A note by Isabella Czartoryski explains that the picture ‘is supposed to be the portrait of the mistress of François I, King of France. She was called La Belle Ferronnière as she was believed to be the wife of an ironmonger.’ (The idea that Leonardo painted this semi-legendary Frenchwoman has proved tenacious, and the same title is now given – equally erroneously – to another of his Milanese portraits.)

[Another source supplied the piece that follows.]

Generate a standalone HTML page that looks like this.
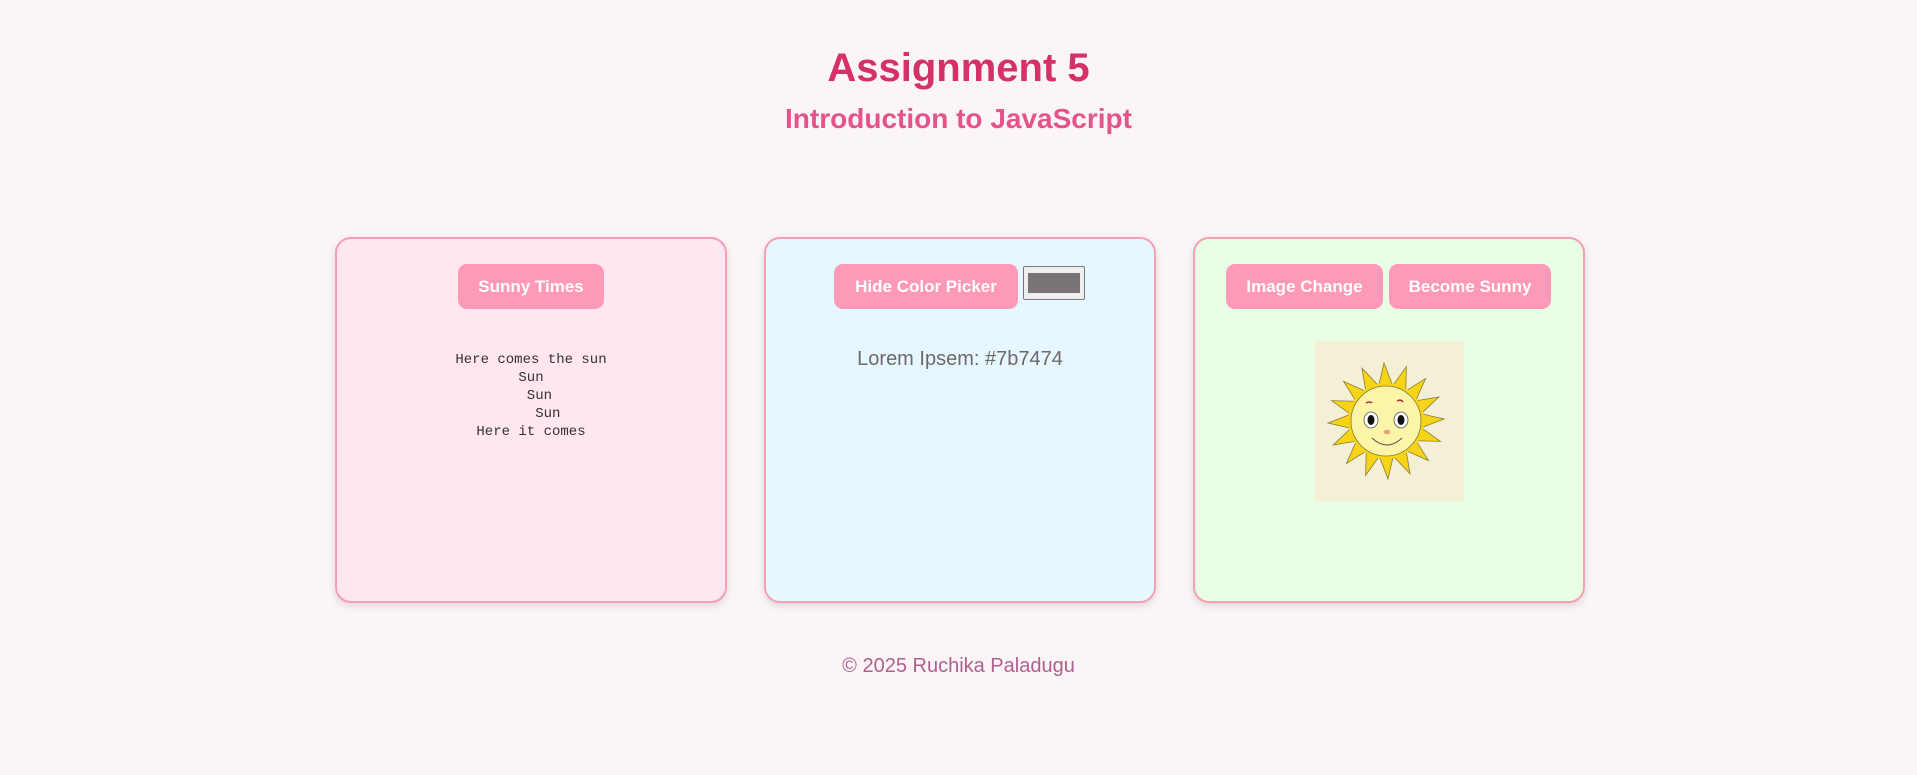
<!DOCTYPE html>
<html><head><meta charset="utf-8"><style>
*{margin:0;padding:0;box-sizing:border-box}
body{width:1917px;height:775px;background:#fbf5f7;font-family:"Liberation Sans",Arial,sans-serif;position:relative;overflow:hidden}
.abs{position:absolute}
h1{position:absolute;left:0;width:1917px;text-align:center;top:46px;font-size:40px;color:#d63068;font-weight:bold}
h2{position:absolute;left:0;width:1917px;text-align:center;top:103px;font-size:28px;color:#e4548a;font-weight:bold}
.card{position:absolute;top:237px;width:392px;height:366px;border:2px solid #f4a0b4;border-radius:16px;box-shadow:0 3px 8px rgba(0,0,0,0.12)}
.btn{position:absolute;top:264px;height:45px;background:#ff99b8;color:#fff;font-weight:bold;font-size:17px;border-radius:9px;display:flex;align-items:center;justify-content:center}
pre{position:absolute;left:335px;width:392px;top:351px;font-family:"Liberation Mono",monospace;font-size:14px;line-height:18px;color:#333;text-align:center}
</style></head><body>
<h1>Assignment 5</h1>
<h2>Introduction to JavaScript</h2>
<div class="card" style="left:335px;background:#ffe6f0"></div>
<div class="card" style="left:764px;background:#e6f7ff"></div>
<div class="card" style="left:1193px;background:#e8ffe6"></div>
<div class="btn" style="left:458px;width:146px">Sunny Times</div>
<pre>Here comes the sun
Sun
  Sun
    Sun
Here it comes</pre>
<div class="btn" style="left:834px;width:184px">Hide Color Picker</div>
<div class="abs" style="left:1023px;top:266px;width:62px;height:34px;background:#efefef;border:1px solid #777;border-radius:2px"><div class="abs" style="left:4px;top:6px;width:52px;height:20px;background:#7b7474"></div></div>
<div class="abs" style="left:764px;width:392px;top:348px;text-align:center;font-size:20px;color:#6f6868">Lorem Ipsem: #7b7474</div>
<div class="btn" style="left:1226px;width:157px">Image Change</div>
<div class="btn" style="left:1389px;width:162px">Become Sunny</div>
<svg class="abs" style="left:1314px;top:341px" width="150" height="160" viewBox="0 0 150 160">
<rect width="150" height="160" fill="#f3f0d6"/>
<g fill="#f7d417" stroke="#8a7a3a" stroke-width="0.8">
<polygon id="r" points="64,48 70,22 80,48"/>
<polygon points="64,48 70,22 80,48" transform="rotate(22.5 72 80)"/>
<polygon points="64,48 70,22 80,48" transform="rotate(45 72 80)"/>
<polygon points="64,48 70,22 80,48" transform="rotate(67.5 72 80)"/>
<polygon points="64,48 70,22 80,48" transform="rotate(90 72 80)"/>
<polygon points="64,48 70,22 80,48" transform="rotate(112.5 72 80)"/>
<polygon points="64,48 70,22 80,48" transform="rotate(135 72 80)"/>
<polygon points="64,48 70,22 80,48" transform="rotate(157.5 72 80)"/>
<polygon points="64,48 70,22 80,48" transform="rotate(180 72 80)"/>
<polygon points="64,48 70,22 80,48" transform="rotate(202.5 72 80)"/>
<polygon points="64,48 70,22 80,48" transform="rotate(225 72 80)"/>
<polygon points="64,48 70,22 80,48" transform="rotate(247.5 72 80)"/>
<polygon points="64,48 70,22 80,48" transform="rotate(270 72 80)"/>
<polygon points="64,48 70,22 80,48" transform="rotate(292.5 72 80)"/>
<polygon points="64,48 70,22 80,48" transform="rotate(315 72 80)"/>
<polygon points="64,48 70,22 80,48" transform="rotate(337.5 72 80)"/>
</g>
<circle cx="72" cy="80" r="38" fill="#f7d417"/>
<circle cx="72" cy="80" r="35" fill="#fcf4a6" stroke="#7a7a3a" stroke-width="0.8"/>
<ellipse cx="57" cy="79" rx="7" ry="8" fill="#fff" stroke="#555" stroke-width="0.8"/>
<ellipse cx="87" cy="79" rx="7" ry="8" fill="#fff" stroke="#555" stroke-width="0.8"/>
<ellipse cx="57" cy="79" rx="3.5" ry="5" fill="#111"/>
<ellipse cx="87" cy="79" rx="3.5" ry="5" fill="#111"/>
<path d="M52 62 q4 -2 6 0 M83 60 q4 -2 6 1" stroke="#a33" stroke-width="1.5" fill="none"/>
<ellipse cx="73" cy="91" rx="3.5" ry="2.3" fill="#e9a37a"/>
<path d="M58 97 q15 14 30 0" stroke="#555" stroke-width="1" fill="none"/>
</svg>
<div class="abs" style="left:0;width:1917px;top:655px;text-align:center;font-size:20px;color:#b0608e">© 2025 Ruchika Paladugu</div>
</body></html>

In 1842 the Czartoryski family were living in exile in Paris, and had the painting with them; it was in Paris for three decades, in their apartments at the Hôtel Lambert, but the French art establishment seems to have known nothing of it. Arsène Houssaye’s exhaustive catalogue of 1869 lists the painting as lost. After the Franco-Prussian War the family returned to Poland, and in 1876 the Lady with an Ermine was exhibited in public for the first time, in the Czartoryski Museum at Cracow. By the early twentieth century it had been accepted and celebrated as an authentic Leonardo, and identified as the portrait of Cecilia Gallerani documented by Bellincioni and others.

It had a last adventure during the Second World War. Just before the Nazi invasion of Poland in 1939 it was hidden at Sieniawa, with other treasures of the Czartoryski collection – a Rembrandt landscape, a Raphael portrait – but the hiding-place was discovered. The Lady was briefly exhibited at the Kaiser Friedrich Musum in Berlin, and was reserved for Hitler’s private museum (the ‘Führerauftrag’) at Linz, but instead it wound up in the private collection of the Nazi governor of Poland, Hans Frank, at whose villa in Bavaria it was discovered in 1945 by the Polish-American Committee. Thus the fortunes of love and war are etched on this small painted panel of walnut-wood which issued from the studio of Leonardo da Vinci in c. 1489.